Find all the lines with "this" and gather them.

>> BEGIN MATERIAL PROVIDED

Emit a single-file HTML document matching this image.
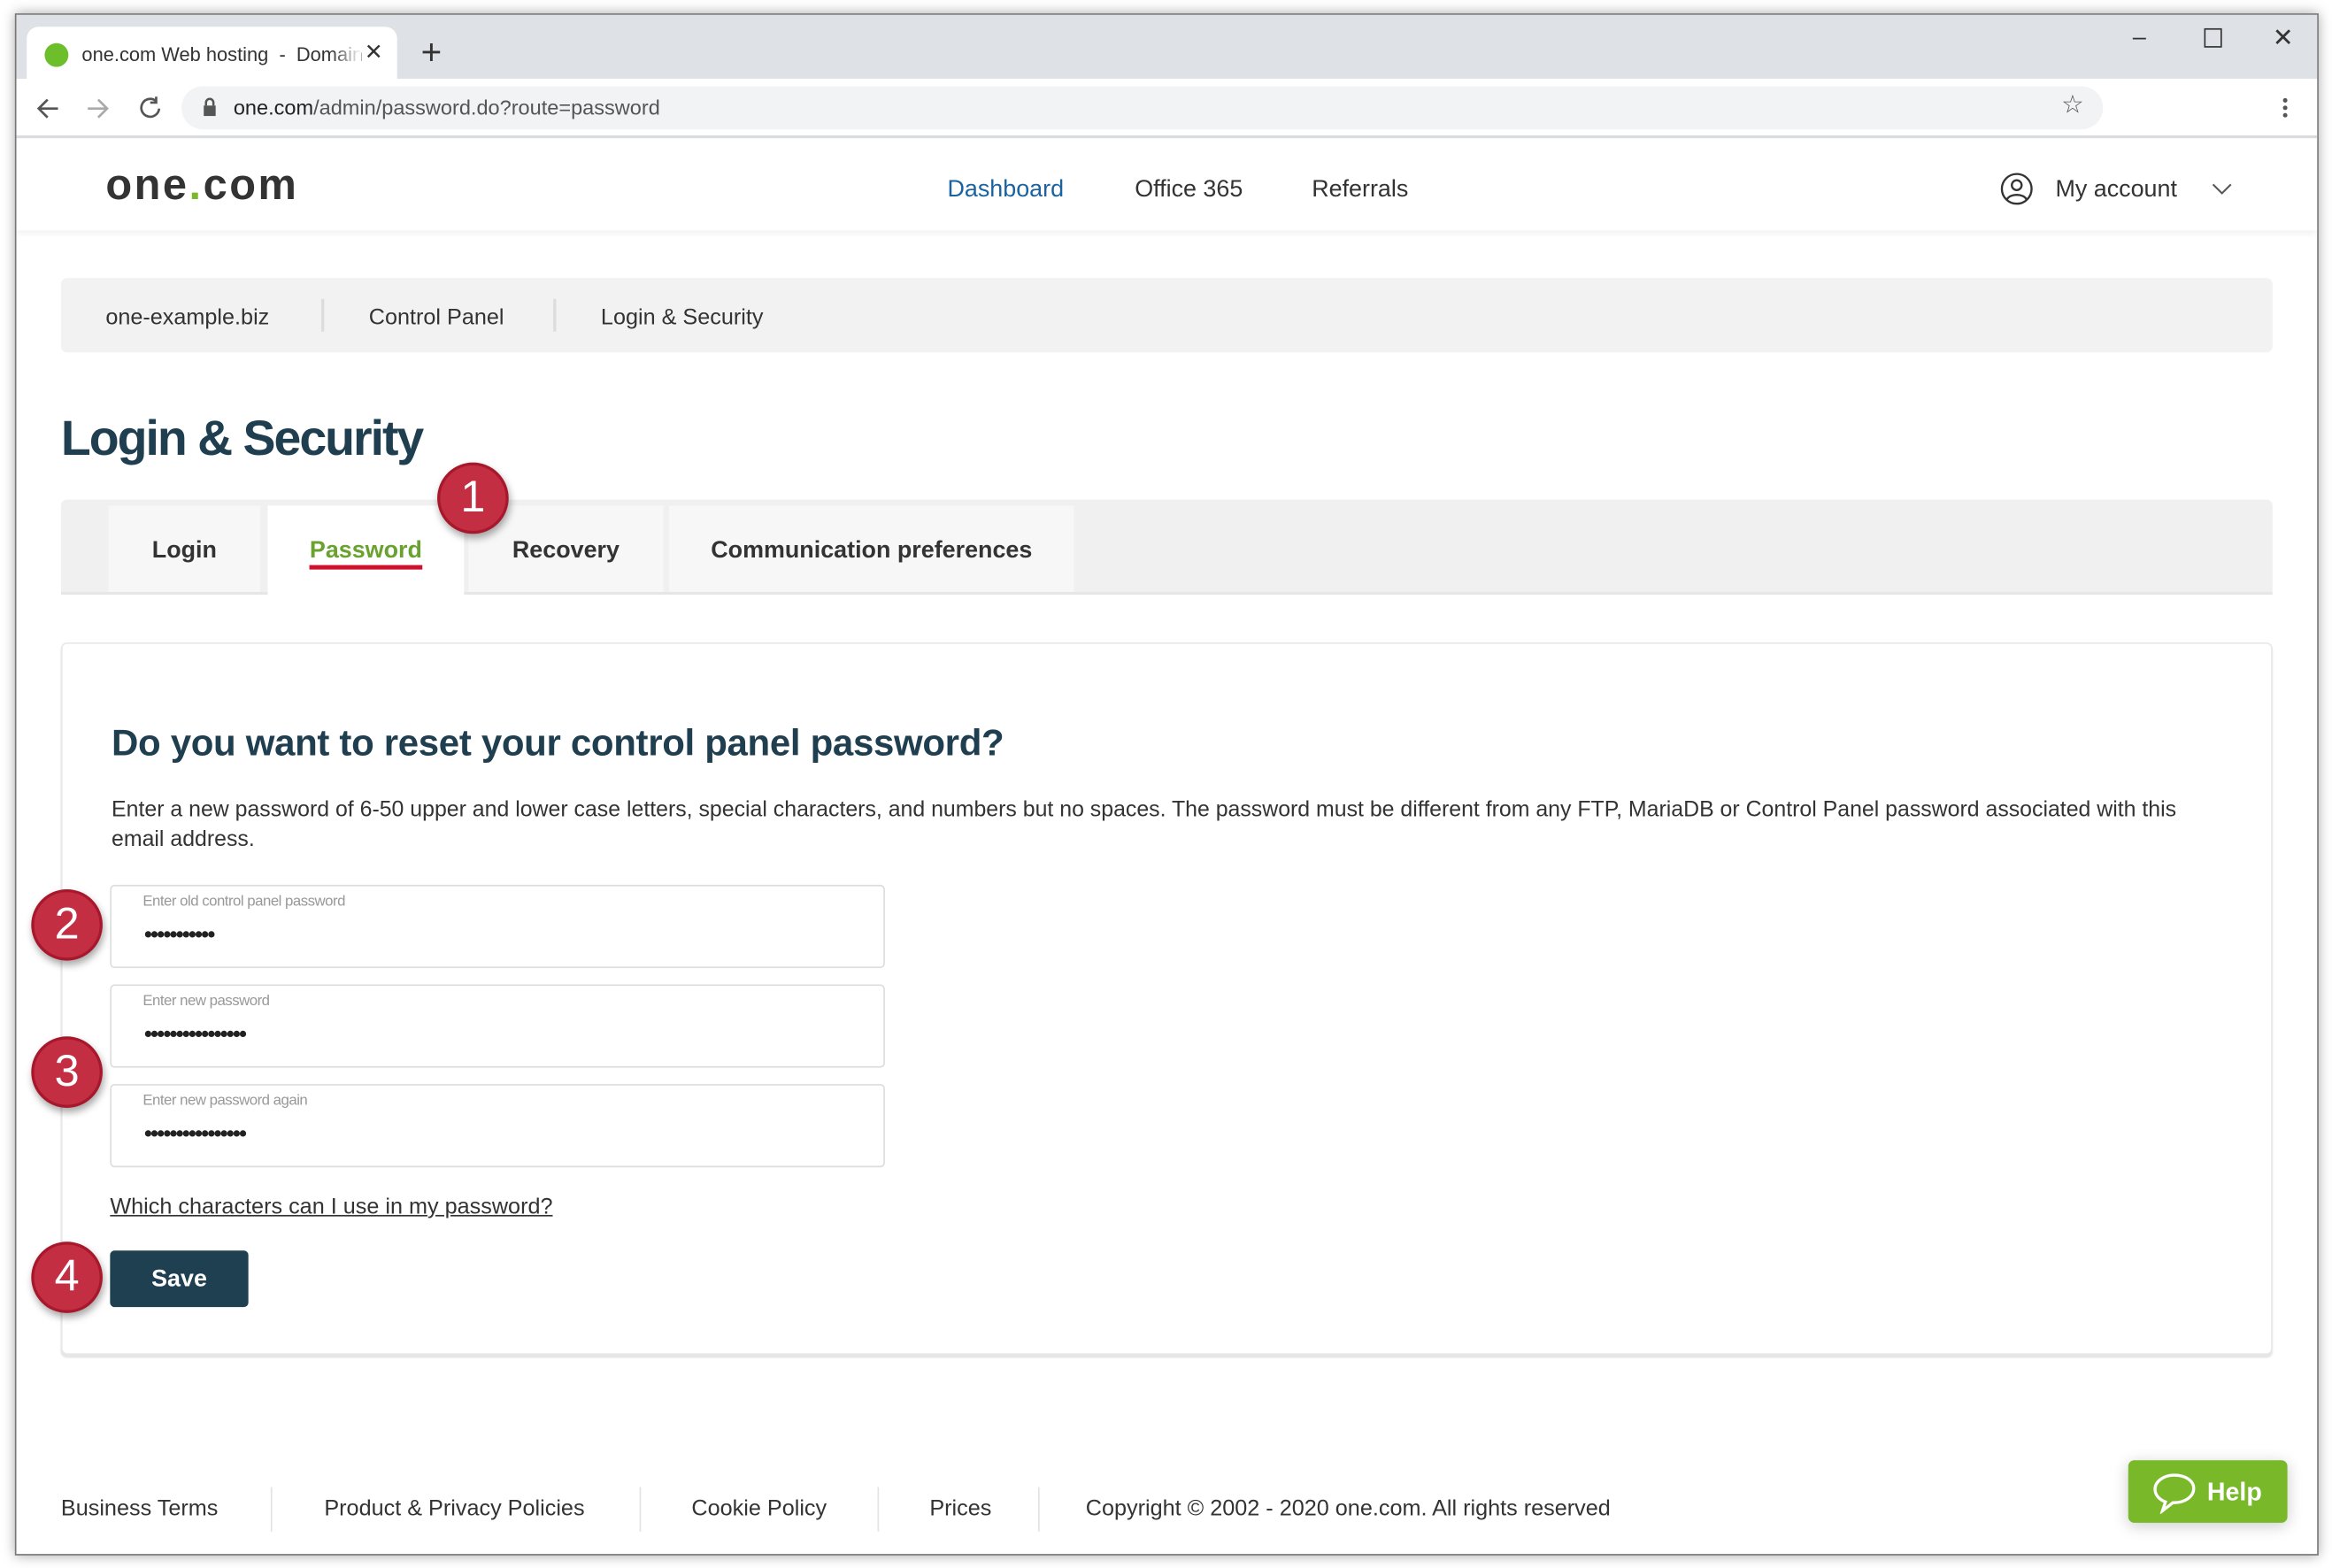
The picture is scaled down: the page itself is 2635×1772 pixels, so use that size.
<!DOCTYPE html>
<html><head><meta charset="utf-8"><style>
html,body{margin:0;padding:0;background:#fff;width:2635px;height:1772px;overflow:hidden;font-family:"Liberation Sans",sans-serif;}
#s{position:absolute;left:0;top:0;width:1568px;height:1054px;transform:scale(1.6805);transform-origin:0 0;}
.a{position:absolute;white-space:nowrap;}
.win{position:absolute;left:10px;top:9px;width:1547px;height:1035px;border:1px solid #777;box-shadow:0 0 8px rgba(0,0,0,.35);background:#fff;overflow:hidden;}
.badge{position:absolute;width:44px;height:44px;border-radius:50%;background:#c42e43;border:2px solid #a8182c;color:#fff;font-size:30px;text-align:center;line-height:44px;box-shadow:1px 3px 5px rgba(0,0,0,.35);}
.inp{position:absolute;left:63px;width:519px;height:54px;border:1px solid #ddd;border-radius:3px;background:#fff;}
.inp .l{position:absolute;left:21px;top:5px;font-size:10px;color:#999;letter-spacing:-0.3px;}
.inp .d{position:absolute;left:22px;top:24px;font-size:15px;color:#222;letter-spacing:-1px;font-weight:bold;}
.tab{position:absolute;top:4px;height:58px;background:#f7f7f7;font-weight:bold;font-size:16px;color:#333;text-align:center;line-height:62px;}
.ft{position:absolute;font-size:15px;color:#333;}
.sep{position:absolute;width:1px;background:#e3e3e3;}
</style></head><body><div id="s">
<div class="win">
 <div class="a" style="left:0;top:0;width:1547px;height:43px;background:#dee1e6;"></div>
 <div class="a" style="left:7px;top:8px;width:249px;height:36px;background:#fff;border-radius:8px 8px 0 0;"></div>
 <div class="a" style="left:19px;top:19px;width:16px;height:16px;border-radius:50%;background:#6cbf2a;"></div>
 <div class="a" style="left:44px;top:19px;font-size:13px;color:#333;">one.com Web hosting&nbsp; - &nbsp;Domain</div>
 <div class="a" style="left:212px;top:15px;width:20px;height:20px;background:linear-gradient(90deg,rgba(255,255,255,0),#fff);"></div>
 <div class="a" style="left:234px;top:16px;font-size:15px;color:#333;">✕</div>
 <div class="a" style="left:272px;top:12px;font-size:24px;color:#333;">+</div>
 <div class="a" style="left:1423px;top:7px;font-size:16px;color:#333;">–</div>
 <div class="a" style="left:1471px;top:9px;width:10px;height:11px;border:1px solid #333;"></div>
 <div class="a" style="left:1517px;top:6px;font-size:17px;color:#333;">✕</div>
 <div class="a" style="left:0;top:43px;width:1547px;height:38px;background:#fff;border-bottom:2px solid #dadce0;"></div>
 <svg class="a" style="left:12px;top:54px" width="100" height="18" viewBox="0 0 100 18"><g fill="none" stroke="#555" stroke-width="1.6"><path d="M16 9H3M9 3L3 9l6 6"/><path d="M36 9h13M43 3l6 6-6 6" stroke="#aaa"/><path d="M82 4a6 6 0 1 0 2 5M82 1v4h-4"/></g></svg>
 <div class="a" style="left:111px;top:48px;width:1292px;height:29px;background:#f1f3f4;border-radius:15px;"></div>
 <svg class="a" style="left:124px;top:55px" width="12" height="14"><rect x="2" y="6" width="8" height="7" fill="#555"/><path d="M3.5 6V4a2.5 2.5 0 0 1 5 0v2" stroke="#555" fill="none" stroke-width="1.5"/></svg>
 <div class="a" style="left:146px;top:54px;font-size:14px;color:#222;">one.com<span style="color:#555">/admin/password.do?route=password</span></div>
 <div class="a" style="left:1375px;top:51px;font-size:17px;color:#555;">☆</div>
 <div class="a" style="left:1524px;top:56px;width:3px;height:3px;background:#555;border-radius:50%;box-shadow:0 5px 0 #555,0 10px 0 #555;"></div>
 <div class="a" style="left:0;top:83px;width:1547px;height:62px;background:#fff;box-shadow:0 2px 4px rgba(0,0,0,.06);"></div>
 <div class="a" style="left:60px;top:99px;font-size:29px;font-weight:bold;color:#333;letter-spacing:1.5px;">one<span style="color:#7ab929">.</span>com</div>
 <div class="a" style="left:626px;top:109px;font-size:16px;color:#1a62a0;">Dashboard</div>
 <div class="a" style="left:752px;top:109px;font-size:16px;color:#333;">Office 365</div>
 <div class="a" style="left:871px;top:109px;font-size:16px;color:#333;">Referrals</div>
 <svg class="a" style="left:1334px;top:106px" width="22" height="22"><circle cx="11" cy="11" r="10" fill="none" stroke="#333" stroke-width="1.4"/><circle cx="11" cy="8.5" r="3.3" fill="none" stroke="#333" stroke-width="1.4"/><path d="M4.5 18c2-4 11-4 13 0" fill="none" stroke="#333" stroke-width="1.4"/></svg>
 <div class="a" style="left:1371px;top:109px;font-size:16px;color:#333;">My account</div>
 <svg class="a" style="left:1476px;top:113px" width="14" height="9"><path d="M1 1l6 6 6-6" fill="none" stroke="#555" stroke-width="1.2"/></svg>
 <div class="a" style="left:30px;top:177px;width:1487px;height:50px;background:#f2f2f2;border-radius:4px;"></div>
 <div class="a" style="left:60px;top:195px;font-size:15px;color:#333;">one-example.biz</div>
 <div class="a" style="left:205px;top:191px;width:2px;height:22px;background:#ddd;"></div>
 <div class="a" style="left:237px;top:195px;font-size:15px;color:#333;">Control Panel</div>
 <div class="a" style="left:361px;top:191px;width:2px;height:22px;background:#ddd;"></div>
 <div class="a" style="left:393px;top:195px;font-size:15px;color:#333;">Login &amp; Security</div>
 <div class="a" style="left:30px;top:266px;font-size:33px;font-weight:bold;color:#1f3f50;letter-spacing:-1.2px;">Login &amp; Security</div>
 <div class="a" style="left:30px;top:326px;width:1487px;height:62px;background:#f0f0f0;border-radius:4px 4px 0 0;border-bottom:2px solid #e6e6e6;">
  <div class="tab" style="left:32px;width:102px;">Login</div>
  <div class="tab" style="left:139px;width:132px;height:62px;background:#fff;color:#6aa22f;"><span style="border-bottom:3px solid #d0102d;padding-bottom:1px;">Password</span></div>
  <div class="tab" style="left:274px;width:131px;">Recovery</div>
  <div class="tab" style="left:409px;width:272px;">Communication preferences</div>
 </div>
 <div class="a" style="left:30px;top:422px;width:1485px;height:477px;border:1px solid #e8e8e8;border-radius:4px;box-shadow:0 2px 1px #e6e6e6;background:#fff;">
  <div class="a" style="left:33px;top:53px;font-size:25px;font-weight:bold;color:#1f3f50;letter-spacing:-0.2px;">Do you want to reset your control panel password?</div>
  <div class="a" style="left:33px;top:102px;width:1405px;white-space:normal;font-size:14.8px;line-height:20px;color:#333;">Enter a new password of 6-50 upper and lower case letters, special characters, and numbers but no spaces. The password must be different from any FTP, MariaDB or Control Panel password associated with this email address.</div>
 </div>
 <div class="inp" style="top:585px"><div class="l">Enter old control panel password</div><div class="d">•••••••••••</div></div>
 <div class="inp" style="top:652px"><div class="l">Enter new password</div><div class="d">••••••••••••••••</div></div>
 <div class="inp" style="top:719px"><div class="l">Enter new password again</div><div class="d">••••••••••••••••</div></div>
 <div class="a" style="left:63px;top:793px;font-size:15px;color:#333;text-decoration:underline;">Which characters can I use in my password?</div>
 <div class="a" style="left:63px;top:831px;width:93px;height:38px;background:#1f4050;border-radius:3px;color:#fff;font-weight:bold;font-size:16px;text-align:center;line-height:39px;">Save</div>
 <div class="ft" style="left:30px;top:996px">Business Terms</div>
 <div class="sep" style="left:171px;top:990px;height:30px"></div>
 <div class="ft" style="left:207px;top:996px">Product &amp; Privacy Policies</div>
 <div class="sep" style="left:419px;top:990px;height:30px"></div>
 <div class="ft" style="left:454px;top:996px">Cookie Policy</div>
 <div class="sep" style="left:579px;top:990px;height:30px"></div>
 <div class="ft" style="left:614px;top:996px">Prices</div>
 <div class="sep" style="left:687px;top:990px;height:30px"></div>
 <div class="ft" style="left:719px;top:996px">Copyright © 2002 - 2020 one.com. All rights reserved</div>
 <div class="a" style="left:1420px;top:972px;width:107px;height:42px;background:#79b829;border-radius:4px;box-shadow:0 2px 10px rgba(0,0,0,.2);">
  <svg class="a" style="left:16px;top:8px" width="30" height="28"><path d="M15 2C8 2 2 6 2 11.5c0 4 3 7 7 8.5l-2 6 7-5.5h1c7 0 13-4 13-9.5S22 2 15 2z" fill="none" stroke="#fff" stroke-width="2"/></svg>
  <div class="a" style="left:53px;top:12px;color:#fff;font-weight:bold;font-size:17px;">Help</div>
 </div>
</div>
<div class="badge" style="left:294px;top:311px;">1</div>
<div class="badge" style="left:21px;top:598px;">2</div>
<div class="badge" style="left:21px;top:697px;">3</div>
<div class="badge" style="left:21px;top:835px;">4</div>
</div></body></html>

>> END MATERIAL PROVIDED

- REPLY
Emit a single-file HTML document matching this image.
  <div class="a" style="left:33px;top:102px;width:1405px;white-space:normal;font-size:14.8px;line-height:20px;color:#333;">Enter a new password of 6-50 upper and lower case letters, special characters, and numbers but no spaces. The password must be different from any FTP, MariaDB or Control Panel password associated with this email address.</div>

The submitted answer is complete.